Josiah Olah is an undergraduate studying Classical Archaeology and Classical Civilization at the University of Michigan. Some of his interests are Phoenician civilization and colonization, the relationship between Rome and the provinces, and indigenous societies. He is an active archival researcher and will be presenting recent findings at Leiden University. Following his work in Sardinia, he will be excavating in central Italy as part of the Gabii Project.


Dan Plekhov is a graduate student at the Joukowsky Institute for Archaeology and the Ancient World at Brown University. He has worked in Greece, Turkey, and Israel, and in addition to Sardinia is currently conducting fieldwork in Peru and Jordan. His research focuses on processes of agricultural intensification and how they relate to changes in social and political organization. He received his BA in Archaeology and Classical Studies from Dickinson College in 2014, and his MA in Archaeology from Boston University in 2016.


Seth Price is a doctoral candidate in the University of Arkansas’ Environmental Dynamics Program, and received his MA in Anthropology from the same institution and his BA in Anthropology from Grand Valley State University. His research focuses on extreme landscapes and how past humans modified and were shaped by their environments, and he specializes in quantitative methods including GIS, raster analysis, modeling, and ground-based remote sensing. In addition to current fieldwork in Sardinia, Seth has worked on archaeological projects in Israel and North America.

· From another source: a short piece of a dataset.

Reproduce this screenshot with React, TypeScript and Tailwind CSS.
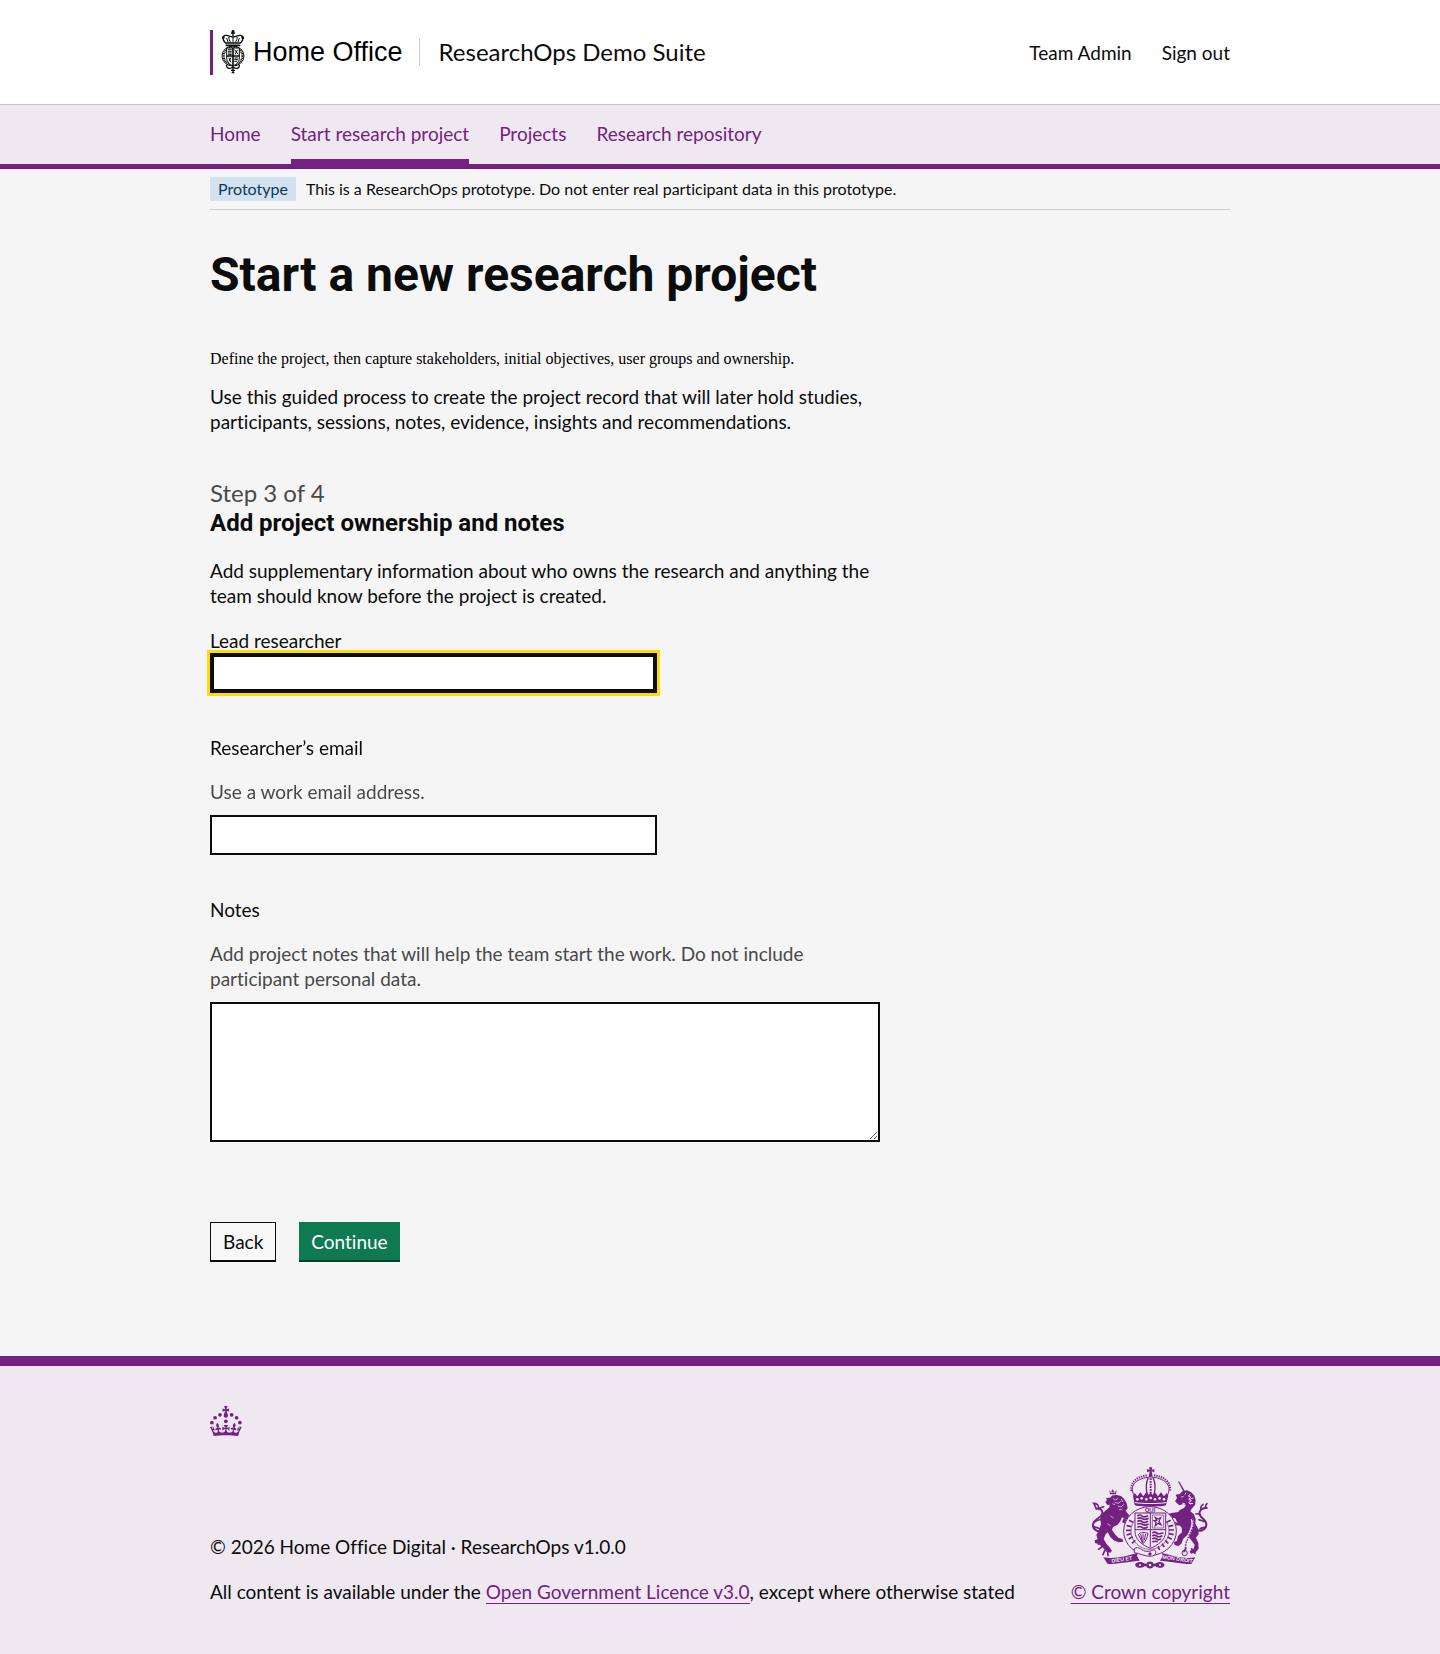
import type { ReactNode } from "react";

const navItems = [
  { label: "Home", href: "#home", active: false },
  { label: "Start research project", href: "#start", active: true },
  { label: "Projects", href: "#projects", active: false },
  { label: "Research repository", href: "#repository", active: false },
];

function Container({
  children,
  className = "",
}: {
  children: ReactNode;
  className?: string;
}) {
  return (
    <div className={`mx-auto w-full max-w-[1080px] px-[30px] ${className}`}>
      {children}
    </div>
  );
}

function HomeOfficeCrest() {
  return (
    <svg viewBox="63 28 72 132" className="h-11 w-6" aria-hidden="true">
      <g fill="none" stroke="#0b0c0c" strokeWidth="3">
        <path d="M99 30v16M93 37h12" strokeWidth="4" />
        <path d="M76 66c-9-9-10-20 0-22 9-1 17 5 23 5s14-6 23-5c10 2 9 13 0 22" strokeWidth="4" />
        <path d="M99 48v16M87 48c-1 6 1 12 5 17M111 48c1 6-1 12-5 17M80 52l4 12M118 52l-4 12" />
        <path d="M75 67h48M77 74h44" strokeWidth="5" />
        <ellipse cx="99" cy="106" rx="33" ry="30" />
        <ellipse cx="99" cy="106" rx="28" ry="26" strokeDasharray="3 2" strokeWidth="6" />
        <path d="M80 82h38v30c0 12-9 19-19 24-10-5-19-12-19-24z" fill="#fff" />
        <path d="M99 82v52M80 106h38" strokeWidth="5" />
        <path d="M84 87h11M84 92h11M84 97h11M84 102h11M103 112h11M103 117h11M103 122h8" />
        <path d="M104 87l10 14M113 87l-8 14M86 111l7 14M93 111l-6 11" />
        <path d="M80 132c-2 12 12 15 19 6 7 9 21 6 19-6M99 138v19" strokeWidth="4" />
        <path d="M93 149h12M95 156h8" strokeWidth="4" />
      </g>
      <g fill="#0b0c0c">
        <circle cx="70" cy="51" r="4" />
        <circle cx="128" cy="51" r="4" />
        <circle cx="99" cy="32" r="4" />
      </g>
    </svg>
  );
}

function CrownIcon() {
  return (
    <svg
      viewBox="0 0 64 60"
      width="32"
      height="30"
      fill="currentColor"
      className="text-[#732282]"
      aria-hidden="true"
    >
      <circle cx="20" cy="17.6" r="3.7" />
      <circle cx="10.2" cy="23.5" r="3.7" />
      <circle cx="3.7" cy="33.2" r="3.7" />
      <circle cx="31.7" cy="30.6" r="3.7" />
      <circle cx="43.3" cy="17.6" r="3.7" />
      <circle cx="53.2" cy="23.5" r="3.7" />
      <circle cx="59.7" cy="33.2" r="3.7" />
      <path d="M33.1,9.8c.2-.1.3-.3.5-.5l4.6,2.4v-6.8l-4.6,1.5c-.1-.2-.3-.3-.5-.5l1.9-5.9h-6.7l1.9,5.9c-.2.1-.3.3-.5.5l-4.6-1.5v6.8l4.6-2.4c.1.2.3.3.5.5l-2.6,8c-.9,2.8,1.2,5.7,4.1,5.7h0c3,0,5.1-2.9,4.1-5.7l-2.6-8ZM37,37.9s-3.4,3.8-4.1,6.1c2.2,0,4.2-.5,6.4-2.8l-.7,8.5c-2-2.8-4.4-4.1-5.7-3.8.1,3.1.5,6.7,5.8,7.2,3.7.3,6.7-1.5,7-3.8.4-2.6-2-4.3-3.7-1.6-1.4-4.5,2.4-6.1,4.9-3.2-1.9-4.5-1.8-7.7,2.4-10.9,3,4,2.6,7.3-1.2,11.1,2.4-1.3,6.2,0,4,4.6-1.2-2.8-3.7-2.2-4.2.2-.3,1.7.7,3.7,3,4.2,1.9.3,4.7-.9,7-5.9-1.3,0-2.4.7-3.9,1.7l2.4-8c.6,2.3,1.4,3.7,2.2,4.5.6-1.6.5-2.8,0-5.3l5,1.8c-2.6,3.6-5.2,8.7-7.3,17.5-7.4-1.1-15.7-1.7-24.5-1.7h0c-8.8,0-17.1.6-24.5,1.7-2.1-8.9-4.7-13.9-7.3-17.5l5-1.8c-.5,2.5-.6,3.7,0,5.3.8-.8,1.6-2.3,2.2-4.5l2.4,8c-1.5-1-2.6-1.7-3.9-1.7,2.3,5,5.2,6.2,7,5.9,2.3-.4,3.3-2.4,3-4.2-.5-2.4-3-3.1-4.2-.2-2.2-4.6,1.6-6,4-4.6-3.7-3.7-4.2-7.1-1.2-11.1,4.2,3.2,4.3,6.4,2.4,10.9,2.5-2.8,6.3-1.3,4.9,3.2-1.8-2.7-4.1-1-3.7,1.6.3,2.3,3.3,4.1,7,3.8,5.4-.5,5.7-4.2,5.8-7.2-1.3-.2-3.7,1-5.7,3.8l-.7-8.5c2.2,2.3,4.2,2.7,6.4,2.8-.7-2.3-4.1-6.1-4.1-6.1h10.6,0Z" />
    </svg>
  );
}

function CoatOfArms() {
  return (
    <svg
      viewBox="45 36 348 306"
      width="116"
      height="102"
      className="text-[#732282]"
      aria-hidden="true"
    >
      {/* crown */}
      <g fill="currentColor">
        <path d="M216 37h10l-2 8 8-3v10l-8-3 3 16h-12l3-16-8 3V42l8 3z" />
        <path d="M168 122l5-8 8 10 9-12 9 12 10-14 6 10 6-8 6 8 6-10 10 14 9-12 9 12 8-10 5 8-7 28c-4 6-90 6-94 0z" />
      </g>
      <g fill="none" stroke="currentColor">
        <path d="M170 119c-14-30 10-50 51-53 41 3 65 23 51 53" strokeWidth="3" />
        <path d="M163 108c-4-26 18-44 48-47M231 61c30 3 52 21 48 47" strokeWidth="6" strokeDasharray="4 3" />
        <path d="M214 68c-6 12-8 28-4 48M228 68c6 12 8 28 4 48" strokeWidth="4" />
        <path d="M221 70v44" strokeWidth="6" strokeDasharray="5 3" />
      </g>
      <g fill="#f0e8f0">
        <circle cx="181" cy="133" r="4" />
        <circle cx="194" cy="130" r="4" />
        <circle cx="208" cy="133" r="4" />
        <circle cx="221" cy="129" r="4" />
        <circle cx="234" cy="133" r="4" />
        <circle cx="248" cy="130" r="4" />
        <circle cx="261" cy="133" r="4" />
        <path d="M174 141c20 4 74 4 94 0v3c-20 4-74 4-94 0z" />
      </g>

      {/* lion */}
      <g fill="currentColor">
        <path d="M99 128l8-7 12-1 13 3 9 8 8 14 3 15-6 7 9 12 14 8 8 10 1 9-9-1-5-8-13-2-16-8-5 12-8 10-14 7-3 9 9 13 10 10 12 4 3 8-13 2-14-5-12-11-8-14-6 6-6 14 8 14 9 10 8 11-5 6-11-2-8-9-11-11-8-5-8-2-1-8 9-3-4-13 8-15 6-17-2-17 3-13 14-12 10-9 1-8-7 1-6-9 5-6-3-6z" />
        <path d="M140 190l12 6 11 14 10 3-2 8-12-1-12-12-12-7z" />
        <path d="M97 106l5 6 5-9 6 9 6-6-2 12h-18z" />
      </g>
      <g fill="none" stroke="currentColor" strokeLinecap="round">
        <path d="M76 228c-16 4-30-6-28-20 2-15 22-18 27-30 4-10-4-20-17-17" strokeWidth="6" />
        <path d="M58 161c-4-6-4-11-8-16 10 0 14 6 15 12M66 163c4-6 8-6 14-8M55 200c6-6 14-4 18-8M52 215c5 4 12 2 17 7" strokeWidth="5" />
        <path d="M74 264l-10 3M76 274l-11 9M83 287l-5 12M92 291l1 11" strokeWidth="5" />
      </g>
      <g fill="none" stroke="#f0e8f0" strokeWidth="2">
        <path d="M108 130l7 5 9-5M113 142l12 3 7-8M122 153l10 3 8-8M126 164l10-1M100 182l10 8M91 206l10 6M98 112h18M133 132l5 9M106 146l8 3" />
      </g>

      {/* unicorn */}
      <g fill="currentColor">
        <path d="M302 77l6 5 16 27-4 3z" />
        <path d="M294 139l6-10-4-10 12-2 8-8 14-3 13 6 9 10 4 14-2 14-10 11-4 8 10 8 6 14-1 15 9 16 1 15-8 11 7 16 1 17-10 12-14 3-3-8 12-6 3-13-13-17-9-12-12 11-6 15-9 7-10-2-4-9 10-5 3-14 12-11-1-14-12-14-8-15-19 0-7 8-8-1-1-10 9-8 16-4 20-3 4-6 13-6 6-9-8-3-12 4-7-6z" />
        <path d="M278 204l12-4 15 4 4 8-17-2-7 8-8-3z" />
      </g>
      <g fill="none" stroke="currentColor" strokeLinecap="round">
        <path d="M354 224c16 8 34 0 34-16 0-14-16-18-20-29-3-10 6-22 21-20" strokeWidth="6" />
        <path d="M372 164c-2-6 0-12 6-16M386 158c-1-6 0-9 4-12M370 179c-5-3-8-4-13-2M381 200c-4-4-10-3-15-6M386 216c-5 3-12 0-17 6" strokeWidth="5" />
        <path d="M321 290l6-11M344 281l10 14" strokeWidth="5" />
      </g>
      <g fill="none" stroke="#f0e8f0" strokeWidth="3">
        <path d="M340 118l-6 5 8 4-7 6 8 4-8 6 6 5M327 113l-3 6M313 126l6-1M349 129l-9 3M348 145l-9 1M316 144l8 3" />
        <path d="M344 192c8 18-2 32-7 44-7 16-14 28-14 44" strokeWidth="7" />
      </g>
      <g fill="none" stroke="currentColor">
        <path d="M346 192c8 18-2 32-7 44-7 16-14 28-14 44" strokeWidth="4" strokeDasharray="5 3" />
        <circle cx="323" cy="294" r="8" strokeWidth="3" />
      </g>

      {/* garter and shield */}
      <ellipse cx="219" cy="228" rx="80" ry="73" fill="#f0e8f0" />
      <g fill="none" stroke="currentColor">
        <ellipse cx="219" cy="228" rx="79" ry="73" strokeWidth="3" />
        <ellipse cx="219" cy="228" rx="57" ry="55" strokeWidth="2" />
        <path d="M149 212l14 3M147 226h15M149 240l13-4M155 252l12-7M165 265l10-9M156 196l12 6M274 265l-10-9M284 253l-12-7M290 239l-14-3M291 225h-15M289 211l-14 3M281 196l-12 6M248 285l-5-11M262 276l-7-10M175 175l8 9M264 175l-8 9" strokeWidth="5" />
      </g>
      <text
        x="219"
        y="171"
        textAnchor="middle"
        fill="currentColor"
        className="font-['Liberation_Sans'] text-[18px] font-bold"
      >
        QUI
      </text>
      <path d="M174 174h92v56c0 25-24 41-46 50-22-9-46-25-46-50z" fill="#f0e8f0" stroke="currentColor" strokeWidth="3" />
      <g fill="none" stroke="currentColor">
        <path d="M220 174v103M174 224h92" strokeWidth="3" />
        <path d="M181 183q8-6 14 0t18-1M181 191q8-5 15 0t19-1M181 200q8-6 14 0t18-1M181 208q8-5 15 0t19-1M181 217q8-5 14 0t18-1" strokeWidth="5" />
        <path d="M226 234q7-5 13 0t20-1M226 243q7-5 13 0t17-1M226 252q7-5 13 0t13-1M226 261q7-4 16-1" strokeWidth="5" />
        <path d="M226 180h34v39h-34z" strokeWidth="2" />
        <path d="M235 188l8 4 8-4-5 11 6 10-9-4-8 7 2-10-6-5 8-1z" strokeWidth="4" />
        <path d="M184 239c7-9 19-7 29-4-2 14-7 23-15 31zM191 237l5 24M198 236v25M206 237l-4 18" strokeWidth="3" />
      </g>
      <path d="M172 281c14-10 22 8 38 8 18 0 20-8 25-2 5 8-4 17-15 17-18 0-32-9-48-11z" fill="#f0e8f0" stroke="currentColor" strokeWidth="3" />
      <circle cx="219" cy="297" r="5" fill="currentColor" />

      {/* scroll and flowers */}
      <g fill="currentColor">
        <path d="M79 307c35 6 66-3 103-13l-2 9 8 14c-26 1-58 10-96 10z" />
        <path d="M355 307c-34 6-64-3-100-13l2 9-8 14c27 1 58 10 94 10z" />
        <path d="M174 330c3-10 18-12 27-5l7 2c2-10 20-10 22 0l7-2c10-7 22-4 26 5-3 10-19 11-27 4l-6 0c-4 9-18 9-22 0l-6 0c-8 7-24 6-28-4z" />
      </g>
      <g fill="#f0e8f0">
        <circle cx="189" cy="330" r="3" />
        <circle cx="249" cy="330" r="3" />
        <circle cx="219" cy="330" r="4" />
      </g>
      <g fill="#f0e8f0" className="font-['Liberation_Sans'] text-[16px] font-bold">
        <text x="104" y="323" transform="rotate(-8 104 323)">DIEU ET</text>
        <text x="256" y="311" transform="rotate(8 256 311)">MON DROIT</text>
      </g>
    </svg>
  );
}

function SiteHeader() {
  return (
    <header className="bg-white">
      <Container className="flex h-[104px] items-center justify-between">
        <div className="flex items-center">
          <a
            href="#home"
            className="flex h-[45px] items-center border-l-[3px] border-[#732282] pl-2"
          >
            <HomeOfficeCrest />
            <span className="pl-2 font-['Liberation_Sans',sans-serif] text-[27px] leading-[30px] text-black">
              Home Office
            </span>
          </a>
          <a
            href="#start"
            className="ml-4 border-l border-[#cecece] pl-[19px] text-2xl leading-7"
          >
            ResearchOps Demo Suite
          </a>
        </div>
        <div className="flex gap-[30px]">
          <a href="#team">Team Admin</a>
          <a href="#sign-out">Sign out</a>
        </div>
      </Container>
      <nav
        aria-label="Main"
        className="border-t border-b-[5px] border-t-[#cdb8d5] border-b-[#732282] bg-[#f0e8f0]"
      >
        <Container>
          <ul className="flex gap-[30px]">
            {navItems.map((item) => (
              <li key={item.label}>
                <a
                  href={item.href}
                  aria-current={item.active ? "page" : undefined}
                  className={`block border-b-[5px] pt-4 pb-[13px] text-[#732282] ${
                    item.active ? "border-[#732282]" : "border-transparent"
                  }`}
                >
                  {item.label}
                </a>
              </li>
            ))}
          </ul>
        </Container>
      </nav>
    </header>
  );
}

function PhaseBanner() {
  return (
    <Container>
      <div className="flex items-center gap-2.5 border-b border-[#cecece] py-2 text-base leading-6">
        <strong className="bg-[#d2e2f1] px-2 font-normal text-[#0f385c]">
          Prototype
        </strong>
        <span>
          This is a ResearchOps prototype. Do not enter real participant data in
          this prototype.
        </span>
      </div>
    </Container>
  );
}

interface FieldProps {
  id: string;
  label: string;
  hint?: string;
  children: ReactNode;
}

function Field({ id, label, hint, children }: FieldProps) {
  return (
    <div className="flex flex-col items-start">
      <label htmlFor={id}>{label}</label>
      {hint && (
        <p id={`${id}-hint`} className="mt-[19px] mb-[11px] text-[#484949]">
          {hint}
        </p>
      )}
      {children}
    </div>
  );
}

const inputClass =
  "border-2 border-[#0b0c0c] bg-white p-[5px] focus:shadow-[inset_0_0_0_2px_#0b0c0c] focus:outline-[3px] focus:outline-[#ffdd00] focus:outline-solid";

function OwnershipForm() {
  return (
    <form onSubmit={(e) => e.preventDefault()}>
      <div className="mt-5 flex flex-col gap-[42px]">
        <Field id="lead" label="Lead researcher">
          <input
            id="lead"
            type="text"
            autoFocus
            className={`h-10 w-full max-w-[447px] caret-transparent ${inputClass}`}
          />
        </Field>
        <Field
          id="email"
          label="Researcher’s email"
          hint="Use a work email address."
        >
          <input
            id="email"
            type="email"
            aria-describedby="email-hint"
            className={`h-10 w-full max-w-[447px] ${inputClass}`}
          />
        </Field>
        <Field
          id="notes"
          label="Notes"
          hint="Add project notes that will help the team start the work. Do not include participant personal data."
        >
          <textarea
            id="notes"
            aria-describedby="notes-hint"
            className={`h-[140px] w-full resize-y ${inputClass}`}
          />
        </Field>
      </div>
      <div className="mt-20 flex gap-[23px]">
        <button
          type="button"
          className="h-10 border border-b-2 border-[#0b0c0c] bg-[#f8f8f8] px-3"
        >
          Back
        </button>
        <button
          type="submit"
          className="h-10 border-b-2 border-[#083d29] bg-[#0f7a52] px-3 text-white"
        >
          Continue
        </button>
      </div>
    </form>
  );
}

function SiteFooter() {
  const linkClass = "border-b border-[#732282] text-[#732282]";

  return (
    <footer className="border-t-[10px] border-[#732282] bg-[#f0e8f0] pt-10 pb-[50px]">
      <Container>
        <CrownIcon />
        <div className="mt-[31px] flex flex-wrap items-end justify-between gap-5">
          <div className="flex flex-col gap-5">
            <p>© 2026 Home Office Digital · ResearchOps v1.0.0</p>
            <p>
              All content is available under the{" "}
              <a href="#licence" className={linkClass}>
                Open Government Licence v3.0
              </a>
              , except where otherwise stated
            </p>
          </div>
          <a href="#copyright" className="flex flex-col items-center gap-2.5">
            <CoatOfArms />
            <span className="text-[#732282] underline decoration-1 underline-offset-4">
              © Crown copyright
            </span>
          </a>
        </div>
      </Container>
    </footer>
  );
}

export default function App() {
  return (
    <div className="min-h-screen bg-[#f5f5f5] font-['Lato',sans-serif] text-[19px] leading-[25px] text-[#0b0c0c] [font-variant-ligatures:none]">
      <SiteHeader />
      <PhaseBanner />
      <Container>
        <main className="max-w-[670px] pt-10 pb-[94px]">
          <h1 className="mb-[50px] font-['Roboto',sans-serif] text-5xl leading-[50px] font-bold">
            Start a new research project
          </h1>
          <p className="mb-4 font-['Liberation_Serif',serif] text-base leading-[18px] text-black">
            Define the project, then capture stakeholders, initial objectives,
            user groups and ownership.
          </p>
          <p className="mb-11">
            Use this guided process to create the project record that will later
            hold studies, participants, sessions, notes, evidence, insights and
            recommendations.
          </p>
          <h2 className="mb-5 font-['Roboto',sans-serif] text-2xl leading-[30px] font-bold">
            <span className="block font-['Lato',sans-serif] font-normal text-[#484949]">
              Step 3 of 4
            </span>
            Add project ownership and notes
          </h2>
          <p>
            Add supplementary information about who owns the research and
            anything the team should know before the project is created.
          </p>
          <OwnershipForm />
        </main>
      </Container>
      <SiteFooter />
    </div>
  );
}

James Prosser is a doctoral student in the University of Michigan’s Interdepartmental Program in Classical Art and Archaeology. He received his BA and MA in classical studies and classical archaeology respectively from Tufts University. He has done previous fieldwork in England, Spain, France, and Italy. His research interests focus on North Africa and urban change in Late Antiquity.


Alexander Smith is an Assistant Professor of Anthropology at The College at Brockport-State University of New York. He received his PhD from the Joukowsky Institute for Archaeology and the Ancient World at Brown University in 2015. His dissertation analyzed the persistence of the indigenous Talayotic culture of the Balearic Islands in the face of Carthaginian and Roman colonial interactions in the late first millennium BCE. His research has focused on the Western Mediterranean islands and their expressions of indigeneity in the late Iron Age via settlement patterns, trade, ceramic production and funerary traditions. Alex is also a historical archaeologist, interested in themes of colonialism and regional identity from the 18th to 20th centuries in the Western Mediterranean. He has been working in Sardinia since 2013 as part of the Progetto S’Urachi. Before coming to Sardinia, Alex worked in the Balearic Islands, Rome, Jordan, Montserrat, as well as Guatemala, and he continues to work in Naples, NY. Alex served as a co-director of SAP this season.


Anna Soifer is a graduate student at the Joukowsky Institute for Archaeology and the Ancient World at Brown University, and received her BA in Archaeology and Classics from Johns Hopkins University in 2017. Her research focuses on craft traditions and the roles production played in intra- and intercommunity relations in pre-Roman Italy. Besides Sardinia, Anna has worked on archaeological projects in mainland Italy (Tuscany), Sudan, and North America.